A Bowling Green, KY juice maker is having trouble understanding how it can achieve a “5-log reduction in the pertinent microorganisms.”

In an Aug. 13 warning letter to Juice Pac Inc., the U.S. Food and Drug Administration said the juice processing facility must achieve the 5-log reduction in microorganisms in its juice concentrates.

A “5-log reduction” means lowering the number of microorganisms by 100,000-fold, meaning if a surface has 100,000 pathogenic microbes on it, a 5-log reduction would reduce the number of microorganisms to one.

After undergoing FDA inspection last May 4-6, Juice Pac wrote the agency suggesting steps it might take and asking if those actions would meet the “5-log reduction” standard.

In the warning letter, FDA told Juice Pac Inc. that taking those steps would not meet 5-log reduction.  It suggests the juice maker rely on the “FDA Guidance for Industry” publication entitled “Guidance on Bulk Transport of Juice Concentrates and Certain Shelf Stable Juices.”

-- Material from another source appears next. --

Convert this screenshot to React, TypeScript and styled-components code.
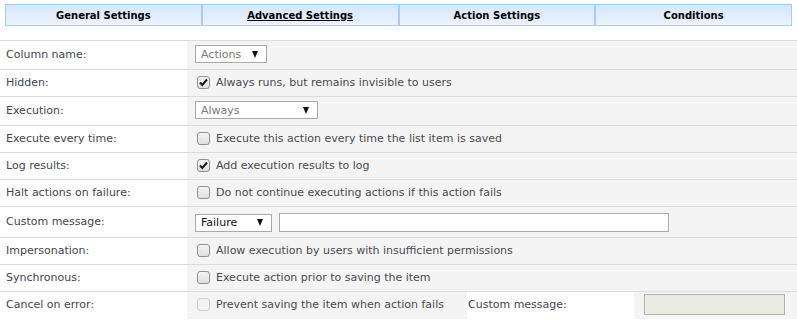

That means the steps Juice Pac Inc. was planning to take–including documenting that ingredients had received 5-log pathogen reduction, designating receiving juice concentrate ingredients as a critical control point, and documenting that drink base supplied to customers should be subjected to the 5-log reduction–would not meet the standard.

Without performing a 5-log reduction for its drink bases, without a juice Hazard Analysis and Critical Control Point (HACCP) plan, and proper sanitation control records, Juice Pac’s juice concentrates are “adulterated,” according to FDA.

The agency said, “…your juice concentrates are adulterated in that they have been prepared, packed, or held under insanitary conditions whereby they may have been rendered injurious to health.”

In the warning letter, FDA does give Juice Pac advice on how it might seek “enforcement discretion” as a single facility.

The warning letter gives Juice Pac 15 working days to get back to FDA’s Cincinnati district office with specific steps it plans to take to address the violations.